>>

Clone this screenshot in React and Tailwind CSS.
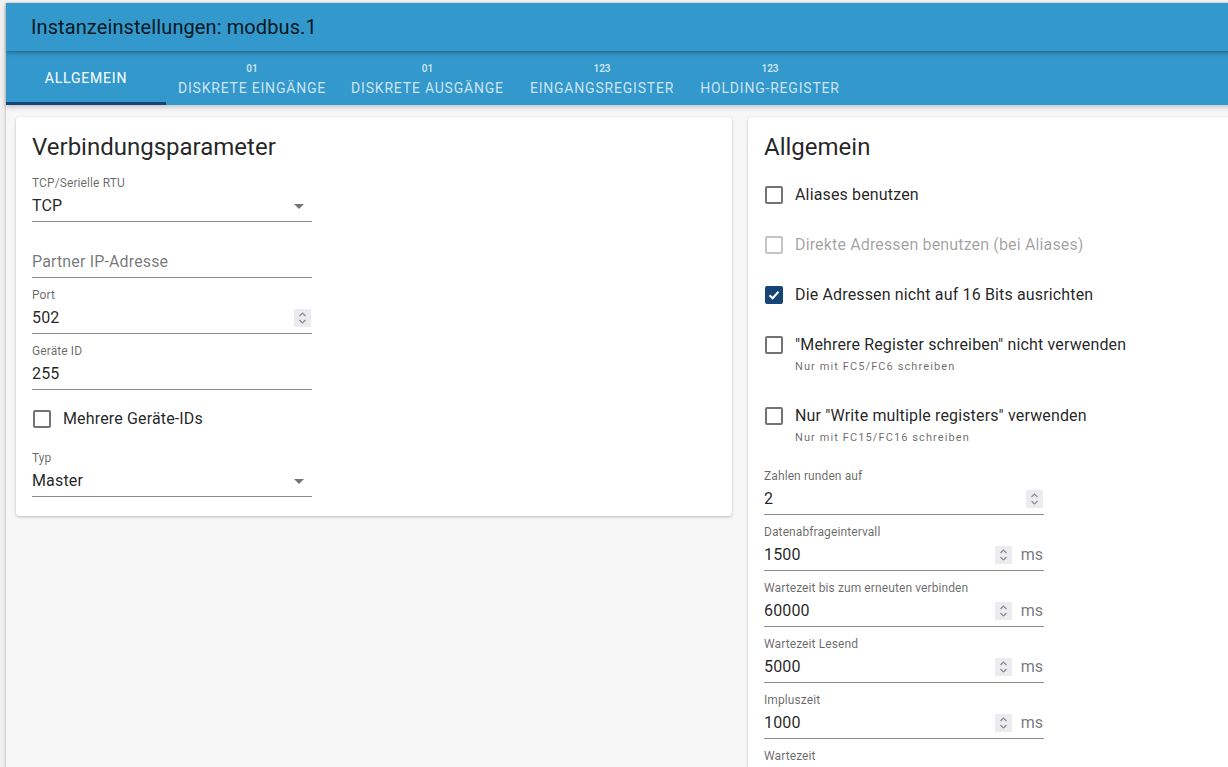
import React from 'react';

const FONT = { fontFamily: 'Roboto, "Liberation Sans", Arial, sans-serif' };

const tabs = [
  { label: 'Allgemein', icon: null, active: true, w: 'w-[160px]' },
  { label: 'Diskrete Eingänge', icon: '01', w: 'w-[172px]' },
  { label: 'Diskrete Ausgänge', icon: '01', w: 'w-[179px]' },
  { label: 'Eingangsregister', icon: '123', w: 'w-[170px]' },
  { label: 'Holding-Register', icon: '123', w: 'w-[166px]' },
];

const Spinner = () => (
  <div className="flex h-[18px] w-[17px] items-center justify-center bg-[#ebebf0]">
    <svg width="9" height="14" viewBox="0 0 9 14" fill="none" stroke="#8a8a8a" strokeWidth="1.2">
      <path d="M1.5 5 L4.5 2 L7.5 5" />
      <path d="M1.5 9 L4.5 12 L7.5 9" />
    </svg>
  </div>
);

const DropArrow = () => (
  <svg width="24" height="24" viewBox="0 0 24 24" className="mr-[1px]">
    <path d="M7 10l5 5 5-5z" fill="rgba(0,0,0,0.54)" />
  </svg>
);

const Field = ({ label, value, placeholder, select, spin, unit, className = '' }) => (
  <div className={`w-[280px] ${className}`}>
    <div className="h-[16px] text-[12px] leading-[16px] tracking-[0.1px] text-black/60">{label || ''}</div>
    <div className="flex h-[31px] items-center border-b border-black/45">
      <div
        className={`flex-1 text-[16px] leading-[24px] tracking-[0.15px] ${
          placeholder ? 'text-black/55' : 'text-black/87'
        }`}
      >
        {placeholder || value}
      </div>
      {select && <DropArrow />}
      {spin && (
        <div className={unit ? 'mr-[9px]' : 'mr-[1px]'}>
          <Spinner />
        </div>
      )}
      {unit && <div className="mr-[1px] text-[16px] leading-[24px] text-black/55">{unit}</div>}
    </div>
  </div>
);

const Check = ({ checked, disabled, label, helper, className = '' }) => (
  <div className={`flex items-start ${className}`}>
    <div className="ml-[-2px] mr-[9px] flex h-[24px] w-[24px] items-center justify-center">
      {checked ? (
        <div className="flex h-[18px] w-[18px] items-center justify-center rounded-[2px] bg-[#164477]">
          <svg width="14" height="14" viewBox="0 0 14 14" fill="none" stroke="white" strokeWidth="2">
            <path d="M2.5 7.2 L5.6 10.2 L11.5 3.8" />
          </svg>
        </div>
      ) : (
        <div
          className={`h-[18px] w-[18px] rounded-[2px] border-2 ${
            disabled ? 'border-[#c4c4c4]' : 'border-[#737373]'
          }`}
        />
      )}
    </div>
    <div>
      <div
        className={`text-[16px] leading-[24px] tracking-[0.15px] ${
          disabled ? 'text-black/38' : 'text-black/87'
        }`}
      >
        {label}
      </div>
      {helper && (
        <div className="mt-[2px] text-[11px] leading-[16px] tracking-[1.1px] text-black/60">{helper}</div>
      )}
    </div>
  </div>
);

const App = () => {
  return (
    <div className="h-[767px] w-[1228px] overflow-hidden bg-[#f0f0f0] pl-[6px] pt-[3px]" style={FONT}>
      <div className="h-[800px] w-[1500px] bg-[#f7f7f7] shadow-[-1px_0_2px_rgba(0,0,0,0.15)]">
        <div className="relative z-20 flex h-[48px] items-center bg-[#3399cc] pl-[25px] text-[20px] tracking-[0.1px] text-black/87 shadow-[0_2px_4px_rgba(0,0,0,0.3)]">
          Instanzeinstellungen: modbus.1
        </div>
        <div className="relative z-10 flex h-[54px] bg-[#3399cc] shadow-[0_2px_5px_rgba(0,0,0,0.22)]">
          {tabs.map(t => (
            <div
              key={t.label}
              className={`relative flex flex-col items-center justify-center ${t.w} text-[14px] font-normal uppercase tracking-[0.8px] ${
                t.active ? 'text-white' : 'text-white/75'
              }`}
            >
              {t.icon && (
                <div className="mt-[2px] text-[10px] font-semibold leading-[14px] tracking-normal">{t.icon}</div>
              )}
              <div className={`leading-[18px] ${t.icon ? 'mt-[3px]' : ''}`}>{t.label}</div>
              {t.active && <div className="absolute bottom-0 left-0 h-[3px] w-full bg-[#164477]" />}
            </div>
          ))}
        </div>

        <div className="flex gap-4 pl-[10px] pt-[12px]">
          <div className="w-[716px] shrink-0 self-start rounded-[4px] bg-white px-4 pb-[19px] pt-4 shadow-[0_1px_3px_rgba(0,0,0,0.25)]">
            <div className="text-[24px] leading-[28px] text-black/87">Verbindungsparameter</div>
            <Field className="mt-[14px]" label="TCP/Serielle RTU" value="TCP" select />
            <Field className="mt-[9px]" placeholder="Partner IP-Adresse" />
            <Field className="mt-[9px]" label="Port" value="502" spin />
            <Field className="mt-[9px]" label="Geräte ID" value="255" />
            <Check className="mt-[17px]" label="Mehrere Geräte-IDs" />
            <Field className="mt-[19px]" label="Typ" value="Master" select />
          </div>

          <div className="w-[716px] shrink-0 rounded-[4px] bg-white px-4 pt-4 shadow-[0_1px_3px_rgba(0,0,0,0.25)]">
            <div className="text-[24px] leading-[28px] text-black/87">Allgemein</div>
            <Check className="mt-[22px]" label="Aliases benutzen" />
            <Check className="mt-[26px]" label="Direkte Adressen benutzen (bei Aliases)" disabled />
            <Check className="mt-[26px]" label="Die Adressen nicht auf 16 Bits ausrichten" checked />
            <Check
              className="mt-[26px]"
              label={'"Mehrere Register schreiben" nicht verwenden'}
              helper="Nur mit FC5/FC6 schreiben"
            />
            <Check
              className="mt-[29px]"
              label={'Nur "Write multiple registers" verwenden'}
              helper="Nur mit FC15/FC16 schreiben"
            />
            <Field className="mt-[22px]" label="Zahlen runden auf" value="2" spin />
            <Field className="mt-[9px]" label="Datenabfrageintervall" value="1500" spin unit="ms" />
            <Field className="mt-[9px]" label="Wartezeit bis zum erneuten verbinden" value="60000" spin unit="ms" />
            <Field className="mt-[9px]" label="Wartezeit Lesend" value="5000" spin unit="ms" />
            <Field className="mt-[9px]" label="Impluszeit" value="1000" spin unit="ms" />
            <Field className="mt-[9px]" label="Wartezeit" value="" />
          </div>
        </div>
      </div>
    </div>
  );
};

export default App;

<<

Work to be completed —
Output an exact copy of the material, with the pictures removed.

Expected answer —
Clone this screenshot in React and Tailwind CSS.
import React from 'react';

const FONT = { fontFamily: 'Roboto, "Liberation Sans", Arial, sans-serif' };

const tabs = [
  { label: 'Allgemein', icon: null, active: true, w: 'w-[160px]' },
  { label: 'Diskrete Eingänge', icon: '01', w: 'w-[172px]' },
  { label: 'Diskrete Ausgänge', icon: '01', w: 'w-[179px]' },
  { label: 'Eingangsregister', icon: '123', w: 'w-[170px]' },
  { label: 'Holding-Register', icon: '123', w: 'w-[166px]' },
];

const Spinner = () => (
  <div className="flex h-[18px] w-[17px] items-center justify-center bg-[#ebebf0]">
    <svg width="9" height="14" viewBox="0 0 9 14" fill="none" stroke="#8a8a8a" strokeWidth="1.2">
      <path d="M1.5 5 L4.5 2 L7.5 5" />
      <path d="M1.5 9 L4.5 12 L7.5 9" />
    </svg>
  </div>
);

const DropArrow = () => (
  <svg width="24" height="24" viewBox="0 0 24 24" className="mr-[1px]">
    <path d="M7 10l5 5 5-5z" fill="rgba(0,0,0,0.54)" />
  </svg>
);

const Field = ({ label, value, placeholder, select, spin, unit, className = '' }) => (
  <div className={`w-[280px] ${className}`}>
    <div className="h-[16px] text-[12px] leading-[16px] tracking-[0.1px] text-black/60">{label || ''}</div>
    <div className="flex h-[31px] items-center border-b border-black/45">
      <div
        className={`flex-1 text-[16px] leading-[24px] tracking-[0.15px] ${
          placeholder ? 'text-black/55' : 'text-black/87'
        }`}
      >
        {placeholder || value}
      </div>
      {select && <DropArrow />}
      {spin && (
        <div className={unit ? 'mr-[9px]' : 'mr-[1px]'}>
          <Spinner />
        </div>
      )}
      {unit && <div className="mr-[1px] text-[16px] leading-[24px] text-black/55">{unit}</div>}
    </div>
  </div>
);

const Check = ({ checked, disabled, label, helper, className = '' }) => (
  <div className={`flex items-start ${className}`}>
    <div className="ml-[-2px] mr-[9px] flex h-[24px] w-[24px] items-center justify-center">
      {checked ? (
        <div className="flex h-[18px] w-[18px] items-center justify-center rounded-[2px] bg-[#164477]">
          <svg width="14" height="14" viewBox="0 0 14 14" fill="none" stroke="white" strokeWidth="2">
            <path d="M2.5 7.2 L5.6 10.2 L11.5 3.8" />
          </svg>
        </div>
      ) : (
        <div
          className={`h-[18px] w-[18px] rounded-[2px] border-2 ${
            disabled ? 'border-[#c4c4c4]' : 'border-[#737373]'
          }`}
        />
      )}
    </div>
    <div>
      <div
        className={`text-[16px] leading-[24px] tracking-[0.15px] ${
          disabled ? 'text-black/38' : 'text-black/87'
        }`}
      >
        {label}
      </div>
      {helper && (
        <div className="mt-[2px] text-[11px] leading-[16px] tracking-[1.1px] text-black/60">{helper}</div>
      )}
    </div>
  </div>
);

const App = () => {
  return (
    <div className="h-[767px] w-[1228px] overflow-hidden bg-[#f0f0f0] pl-[6px] pt-[3px]" style={FONT}>
      <div className="h-[800px] w-[1500px] bg-[#f7f7f7] shadow-[-1px_0_2px_rgba(0,0,0,0.15)]">
        <div className="relative z-20 flex h-[48px] items-center bg-[#3399cc] pl-[25px] text-[20px] tracking-[0.1px] text-black/87 shadow-[0_2px_4px_rgba(0,0,0,0.3)]">
          Instanzeinstellungen: modbus.1
        </div>
        <div className="relative z-10 flex h-[54px] bg-[#3399cc] shadow-[0_2px_5px_rgba(0,0,0,0.22)]">
          {tabs.map(t => (
            <div
              key={t.label}
              className={`relative flex flex-col items-center justify-center ${t.w} text-[14px] font-normal uppercase tracking-[0.8px] ${
                t.active ? 'text-white' : 'text-white/75'
              }`}
            >
              {t.icon && (
                <div className="mt-[2px] text-[10px] font-semibold leading-[14px] tracking-normal">{t.icon}</div>
              )}
              <div className={`leading-[18px] ${t.icon ? 'mt-[3px]' : ''}`}>{t.label}</div>
              {t.active && <div className="absolute bottom-0 left-0 h-[3px] w-full bg-[#164477]" />}
            </div>
          ))}
        </div>

        <div className="flex gap-4 pl-[10px] pt-[12px]">
          <div className="w-[716px] shrink-0 self-start rounded-[4px] bg-white px-4 pb-[19px] pt-4 shadow-[0_1px_3px_rgba(0,0,0,0.25)]">
            <div className="text-[24px] leading-[28px] text-black/87">Verbindungsparameter</div>
            <Field className="mt-[14px]" label="TCP/Serielle RTU" value="TCP" select />
            <Field className="mt-[9px]" placeholder="Partner IP-Adresse" />
            <Field className="mt-[9px]" label="Port" value="502" spin />
            <Field className="mt-[9px]" label="Geräte ID" value="255" />
            <Check className="mt-[17px]" label="Mehrere Geräte-IDs" />
            <Field className="mt-[19px]" label="Typ" value="Master" select />
          </div>

          <div className="w-[716px] shrink-0 rounded-[4px] bg-white px-4 pt-4 shadow-[0_1px_3px_rgba(0,0,0,0.25)]">
            <div className="text-[24px] leading-[28px] text-black/87">Allgemein</div>
            <Check className="mt-[22px]" label="Aliases benutzen" />
            <Check className="mt-[26px]" label="Direkte Adressen benutzen (bei Aliases)" disabled />
            <Check className="mt-[26px]" label="Die Adressen nicht auf 16 Bits ausrichten" checked />
            <Check
              className="mt-[26px]"
              label={'"Mehrere Register schreiben" nicht verwenden'}
              helper="Nur mit FC5/FC6 schreiben"
            />
            <Check
              className="mt-[29px]"
              label={'Nur "Write multiple registers" verwenden'}
              helper="Nur mit FC15/FC16 schreiben"
            />
            <Field className="mt-[22px]" label="Zahlen runden auf" value="2" spin />
            <Field className="mt-[9px]" label="Datenabfrageintervall" value="1500" spin unit="ms" />
            <Field className="mt-[9px]" label="Wartezeit bis zum erneuten verbinden" value="60000" spin unit="ms" />
            <Field className="mt-[9px]" label="Wartezeit Lesend" value="5000" spin unit="ms" />
            <Field className="mt-[9px]" label="Impluszeit" value="1000" spin unit="ms" />
            <Field className="mt-[9px]" label="Wartezeit" value="" />
          </div>
        </div>
      </div>
    </div>
  );
};

export default App;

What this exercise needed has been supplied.